Tuesday, June 25, 2013

As You Like It – Act Three – “… sell while you can; you are not for all markets.”

As You Like It – Act Three – “… sell while you can; you are not for all markets.”

This act of ‘As You Like It’ is one that can get confusing when you think about it too much. So don’t. It would have even more confusing for an Elizabethan audience who would see a boy playing a woman who pretends to be an educated country man who in trying to win the heart of another man (a real one), by having that man pretend that he (who is really a she) is the woman the real man loves, whilst fighting off the affections of a real country lass who has fallen in love with the young man who is really a woman pretending to be a man but is in fact played by a boy.

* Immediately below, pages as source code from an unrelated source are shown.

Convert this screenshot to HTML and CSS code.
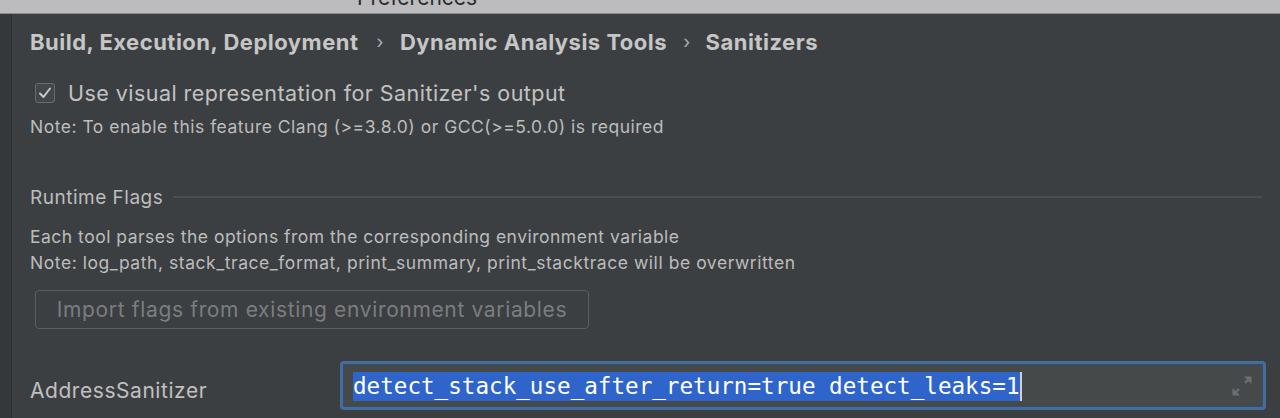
FILE: index.html
```html
<!DOCTYPE html>
<html>
<head>
<meta charset="utf-8">
<title>Preferences</title>
<link rel="stylesheet" href="styles.css">
</head>
<body>
<div class="titlebar"><span class="title">Preferences</span></div>
<div class="main">
  <div class="edge"></div>
  <div class="content">
    <div class="crumbs">
      <span>Build, Execution, Deployment</span>
      <span class="sep">›</span>
      <span>Dynamic Analysis Tools</span>
      <span class="sep">›</span>
      <span>Sanitizers</span>
    </div>
    <label class="check-row">
      <span class="checkbox">
        <svg width="14" height="14" viewBox="0 0 14 14"><path d="M2 7.5 L5.5 11 L12 2.5" fill="none" stroke="#c9c9c9" stroke-width="2" stroke-linecap="round" stroke-linejoin="round"/></svg>
      </span>
      <span class="check-label">Use visual representation for Sanitizer's output</span>
    </label>
    <div class="note note-first">Note: To enable this feature Clang (&gt;=3.8.0) or GCC(&gt;=5.0.0) is required</div>
    <div class="group-title"><span>Runtime Flags</span><span class="rule"></span></div>
    <div class="note note-a">Each tool parses the options from the corresponding environment variable</div>
    <div class="note note-b">Note: log_path, stack_trace_format, print_summary, print_stacktrace will be overwritten</div>
    <button class="btn" disabled>Import flags from existing environment variables</button>
    <div class="field-row">
      <span class="field-label">AddressSanitizer</span>
      <div class="field">
        <span class="value"><span class="sel">detect_stack_use_after_return=true detect_leaks=1</span><span class="caret"></span></span>
        <svg class="expand" width="22" height="22" viewBox="0 0 22 22">
          <path d="M13 1.5 H20.5 V9 Z" fill="#6c6f71"/>
          <path d="M18 4 L14 8" stroke="#6c6f71" stroke-width="2.4"/>
          <path d="M1.5 13 V20.5 H9 Z" fill="#6c6f71"/>
          <path d="M4 18 L8 14" stroke="#6c6f71" stroke-width="2.4"/>
        </svg>
      </div>
    </div>
  </div>
</div>
</body>
</html>
```
FILE: styles.css
```css
html, body {
  margin: 0;
  padding: 0;
  background: #3c3f41;
  overflow: hidden;
}
body {
  width: 1280px;
  height: 418px;
  font-family: Inter, Roboto, "Liberation Sans", sans-serif;
  color: #bbbbbb;
}
.titlebar {
  height: 13px;
  background: #bcbcbe;
  border-bottom: 1px solid #8c8c8e;
  overflow: hidden;
  padding-left: 357px;
}
.title {
  display: block;
  font-size: 21px;
  line-height: 21px;
  margin-top: -13px;
  color: #2a2a2a;
}
.main {
  display: flex;
  height: 404px;
}
.edge {
  width: 11px;
  background: #35383a;
  border-right: 1px solid #2e3031;
  flex: none;
}
.content {
  flex: 1;
  padding: 0 14px 0 18px;
  display: flex;
  flex-direction: column;
  align-items: flex-start;
}
.crumbs {
  margin-top: 14px;
  height: 28px;
  line-height: 28px;
  font-size: 22px;
  letter-spacing: 0.5px;
  font-weight: 700;
  color: #c6c6c6;
  display: flex;
  white-space: nowrap;
}
.crumbs .sep {
  font-weight: 400;
  font-size: 18px;
  margin: 0 16px 0 18px;
  color: #b0b0b0;
}
.crumbs .sep:nth-child(4) {
  margin: 0 15px 0 16px;
}
.check-row {
  margin-top: 23px;
  height: 28px;
  display: flex;
  align-items: center;
  margin-left: 5px;
}
.checkbox {
  width: 20px;
  height: 20px;
  box-sizing: border-box;
  border: 1px solid #6b6b6b;
  border-radius: 3px;
  background: #43474a;
  display: flex;
  align-items: center;
  justify-content: center;
  margin-right: 13px;
}
.check-label {
  font-size: 21.5px;
  letter-spacing: 0.45px;
  line-height: 28px;
  color: #c2c2c2;
  white-space: nowrap;
}
.note {
  font-size: 17.5px;
  letter-spacing: 0.5px;
  line-height: 20px;
  white-space: nowrap;
  color: #bcbcbc;
}
.note-first { margin-top: 10px; }
.group-title {
  margin-top: 48px;
  height: 24px;
  display: flex;
  align-items: center;
  align-self: stretch;
  font-size: 19px;
  letter-spacing: 0.5px;
  color: #bdbdbd;
  margin-right: 4px;
}
.group-title .rule {
  flex: 1;
  height: 2px;
  background: #4b4e50;
  margin-left: 10px;
}
.note-a { margin-top: 18px; }
.note-b { margin-top: 6px; letter-spacing: 0.55px; }
.btn {
  margin-top: 17px;
  margin-left: 5px;
  width: 554px;
  height: 39px;
  border: 1px solid #5c5f61;
  border-radius: 4px;
  background: #3c3f41;
  color: #7b7d7f;
  font-family: Inter, Roboto, "Liberation Sans", sans-serif;
  font-size: 21px;
  letter-spacing: 0.65px;
  padding: 0;
}
.field-row {
  margin-top: 32px;
  display: flex;
  align-items: center;
  align-self: stretch;
}
.field-label {
  width: 310px;
  flex: none;
  font-size: 21px;
  letter-spacing: 0.55px;
  padding-top: 10px;
  color: #c0c0c0;
}
.field {
  flex: 1;
  height: 49px;
  box-sizing: border-box;
  border: 3px solid #466c99;
  border-radius: 4px;
  background: #45494a;
  display: flex;
  align-items: center;
  padding: 0 10px;
  box-shadow: inset 0 0 0 1px #2f4f73;
}
.value {
  flex: 1;
  display: flex;
  align-items: center;
  padding-top: 2px;
}
.sel {
  font-family: "DejaVu Sans Mono", "Liberation Mono", monospace;
  font-size: 22.6px;
  line-height: 29px;
  background: #2f65ca;
  color: #ffffff;
  white-space: nowrap;
}
.caret {
  width: 2px;
  height: 29px;
  background: #d0d0d0;
}
.expand {
  flex: none;
}
```
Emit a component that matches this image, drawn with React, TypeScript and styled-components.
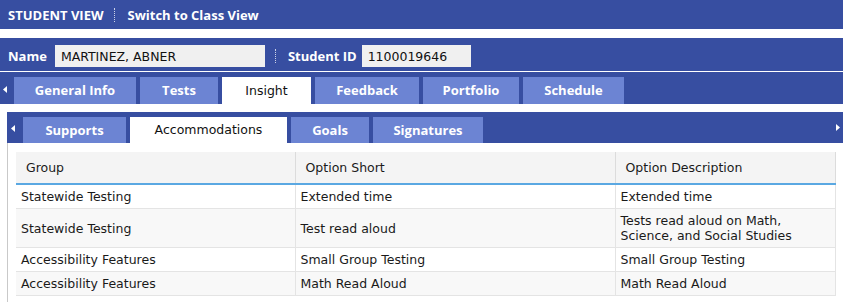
import React from 'react';
import styled, { createGlobalStyle } from 'styled-components';

const BLUE = '#374ea1';
const TAB = '#6c84d3';

const Global = createGlobalStyle`
  html, body { margin: 0; padding: 0; background: #fff; }
  body { font-family: 'DejaVu Sans', 'Noto Sans', sans-serif; font-size: 12.5px; color: #1a1a1a; }
  * { box-sizing: border-box; }
`;

const Page = styled.div`
  width: 843px;
  display: flex;
  flex-direction: column;
`;

const TopBar = styled.div`
  height: 29px;
  background: ${BLUE};
  display: flex;
  align-items: center;
  padding: 0 8px;
  color: #fff;
`;

const BarText = styled.span`
  font-family: 'Open Sans', 'DejaVu Sans', sans-serif;
  font-weight: 700;
  font-size: 13px;
  color: #fff;
  white-space: nowrap;
`;

const Dots = styled.span<{ $l: number; $r: number }>`
  display: block;
  height: 14px;
  border-left: 1px dotted rgba(255, 255, 255, 0.75);
  margin: 0 ${(p) => p.$r}px 0 ${(p) => p.$l}px;
`;

const StudentBar = styled.div`
  margin-top: 9px;
  height: 33px;
  background: ${BLUE};
  display: flex;
  align-items: center;
  padding: 3px 0 0 8px;
`;

const Field = styled.div<{ $w: number; $ml: number }>`
  width: ${(p) => p.$w}px;
  height: 22px;
  margin-left: ${(p) => p.$ml}px;
  background: #f0f0f0;
  color: #111;
  display: flex;
  align-items: center;
  padding-left: 6px;
  font-size: 12.5px;
  white-space: nowrap;
`;

const TabBar = styled.div`
  margin-top: 1px;
  height: 32px;
  background: ${BLUE};
  display: flex;
  align-items: flex-end;
  gap: 4px;
`;

const ArrowCell = styled.div<{ $w: number; $right?: boolean }>`
  width: ${(p) => p.$w}px;
  align-self: stretch;
  display: flex;
  align-items: center;
  justify-content: ${(p) => (p.$right ? 'flex-start' : 'center')};
  margin-left: ${(p) => (p.$right ? 'auto' : '0')};
  padding-top: ${(p) => (p.$right ? '0' : '2px')};
`;

const Tab = styled.div<{ $w: number; $active?: boolean; $h: number }>`
  width: ${(p) => p.$w}px;
  height: ${(p) => p.$h}px;
  background: ${(p) => (p.$active ? '#fff' : TAB)};
  color: ${(p) => (p.$active ? '#111' : '#fff')};
  font-family: ${(p) =>
    p.$active ? "'DejaVu Sans', sans-serif" : "'Open Sans', 'DejaVu Sans', sans-serif"};
  font-weight: ${(p) => (p.$active ? 400 : 700)};
  font-size: ${(p) => (p.$active ? '12.5px' : '13px')};
  display: flex;
  align-items: center;
  justify-content: center;
  white-space: nowrap;
  padding-bottom: 1px;
`;

const Panel = styled.div`
  margin: 8px 0 0 7px;
  display: flex;
  flex-direction: column;
`;

const SubBar = styled.div`
  height: 31px;
  background: ${BLUE};
  display: flex;
  align-items: flex-end;
  gap: 4px;
`;

const Content = styled.div`
  border-left: 1px solid #c9c9c9;
  padding: 9px 8px 8px 8px;
`;

const Table = styled.table`
  width: 819px;
  border-collapse: collapse;
  table-layout: fixed;
`;

const Th = styled.th`
  height: 32px;
  background: #f4f4f4;
  border-right: 1px solid #dcdcdc;
  border-bottom: 2px solid #5aa8e2;
  text-align: left;
  font-weight: 400;
  padding: 0 10px;
  color: #1a1a1a;
`;

const Tr = styled.tr<{ $alt?: boolean }>`
  background: ${(p) => (p.$alt ? '#f8f8f8' : '#fff')};
`;

const Td = styled.td`
  border-right: 1px solid #e4e4e4;
  border-bottom: 1px solid #e4e4e4;
  padding: 4px 5px 4px 5px;
  line-height: 15px;
  vertical-align: middle;
  color: #1a1a1a;
`;

const Tri = ({ dir }: { dir: 'l' | 'r' }) => (
  <svg width="4" height="7" viewBox="0 0 4 7">
    {dir === 'l' ? <path d="M4 0 L0 3.5 L4 7 Z" fill="#fff" /> : <path d="M0 0 L4 3.5 L0 7 Z" fill="#fff" />}
  </svg>
);

const mainTabs = [
  { label: 'General Info', w: 122 },
  { label: 'Tests', w: 78 },
  { label: 'Insight', w: 89, active: true },
  { label: 'Feedback', w: 104 },
  { label: 'Portfolio', w: 96 },
  { label: 'Schedule', w: 101 },
];

const subTabs = [
  { label: 'Supports', w: 103 },
  { label: 'Accommodations', w: 157, active: true },
  { label: 'Goals', w: 78 },
  { label: 'Signatures', w: 110 },
];

const rows = [
  ['Statewide Testing', 'Extended time', 'Extended time'],
  ['Statewide Testing', 'Test read aloud', 'Tests read aloud on Math, Science, and Social Studies'],
  ['Accessibility Features', 'Small Group Testing', 'Small Group Testing'],
  ['Accessibility Features', 'Math Read Aloud', 'Math Read Aloud'],
];

export default function App() {
  return (
    <Page>
      <Global />
      <TopBar>
        <BarText>STUDENT VIEW</BarText>
        <Dots $l={10} $r={13} />
        <BarText>Switch to Class View</BarText>
      </TopBar>
      <StudentBar>
        <BarText>Name</BarText>
        <Field $w={210} $ml={8}>MARTINEZ, ABNER</Field>
        <Dots $l={10} $r={12} />
        <BarText>Student ID</BarText>
        <Field $w={109} $ml={5}>1100019646</Field>
      </StudentBar>
      <TabBar>
        <ArrowCell $w={10}>
          <Tri dir="l" />
        </ArrowCell>
        {mainTabs.map((t) => (
          <Tab key={t.label} $w={t.w} $h={27} $active={t.active}>
            {t.label}
          </Tab>
        ))}
      </TabBar>
      <Panel>
        <SubBar>
          <ArrowCell $w={12}>
            <Tri dir="l" />
          </ArrowCell>
          {subTabs.map((t) => (
            <Tab key={t.label} $w={t.w} $h={26} $active={t.active}>
              {t.label}
            </Tab>
          ))}
          <ArrowCell $w={7} $right>
            <Tri dir="r" />
          </ArrowCell>
        </SubBar>
        <Content>
          <Table>
            <colgroup>
              <col style={{ width: 279 }} />
              <col style={{ width: 320 }} />
              <col style={{ width: 220 }} />
            </colgroup>
            <thead>
              <tr>
                <Th>Group</Th>
                <Th>Option Short</Th>
                <Th>Option Description</Th>
              </tr>
            </thead>
            <tbody>
              {rows.map((r, i) => (
                <Tr key={i} $alt={i % 2 === 1}>
                  {r.map((c, j) => (
                    <Td key={j}>{c}</Td>
                  ))}
                </Tr>
              ))}
            </tbody>
          </Table>
        </Content>
      </Panel>
    </Page>
  );
}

So, with this in the wings, of course the act starts simply with Duke Frederick who want to locate Orlando. The Duke finally decides that threats work and says he will take all of Oliver’s land and fortune unless he is able to find Orlando within a year.
Meanwhile, Orlando is using his time well, running throughout the forest putting love poems to Rosalind on every tree. Corin and Touchstone enter and do not notice the verse vines choking the forestry because they are comparing court life to country life.
Ganymede, who is really the fair maid Rosalind in disguise enters, reads one of love poems naming her Rosalind with out knowing who has written them. Touchstone mocks the verse, with rude and crude and sometimes clever metaphors. Aliena, who is really Celia in disguise, enters and she knows that Orlando has written the poems. She teases Rosalind before finally telling her that her love is in the forest, turning every tree into a distribution network for his verse. Rosalind is, needless to say, reduced to the status of a love-smitten school girl.
Orlando and Jaques enter and Celia and Rosalind hide themselves away and listen to the conversation. Jaques rebukes Orlando for his defiling of the trees with sentimental love verse and Orlando mocks Jaques’s melancholic demeanour. Jacques exits and Rosalind dressed as Ganymede confronts Orlando and claims that she can cure him of his love if he was to pretend that he, Ganymede, is Orlando’s true love Rosalind (who in fact she really is). “I would cure you if you would but call me Rosalind and come every day to my cot, and woo me.“ Orlando bizarrely agrees.
Love is certainly in the air in Arden for we next comes across Touchstone and Audrey, a goat keeper and Touchstone is trying to either woo her. Jacques is secretly eavesdropping. When Oliver Martext, who Touchstone has pre-arranged with to perform a wedding ceremony, we know Touchstone seems serious. Oliver Martext requires someone to give away the woman and suddenly Jacques appears. Eventually Jacques convinces Touchstone that this ceremony and this vicar would make for an ill wedding and an ill-fated marriage and the three leave a rather perplexed Oliver Martext alone – a vicar with no purpose.
Orlando doesn’t keep his first date or rather his first lesson in falling out of love. Rosalind is very upset and Celia’s attempts to placate her by telling her that Orlando is untruthful and looks like Judas, doesn’t really help. Then Corin enters and they then witness the love-struck country lad Silvius being rejected by his love Phoebe. Phoebe mocks and ridicules Silvius so eventually Rosalind, dressed as Ganymede decides to intervene and chastise Phoebe, claiming that because she is ill mannered and lacks beauty that she is very lucky to have the love of an honest man such as Silvius. Phoebe definitely needs therapy because when she is put down by a person she thinks is a young man, she falls instantly in love with him. As Rosalind and Celia exit, Phoebe (who probably can’t write herself) is trying to get Silvius to write for her what she claims will be “a very taunting letter” to Ganymede. We know otherwise and the plot becomes as thick as the Forest of Arden was, before the Romans and medieval woodcutters became a little over enthusiastic.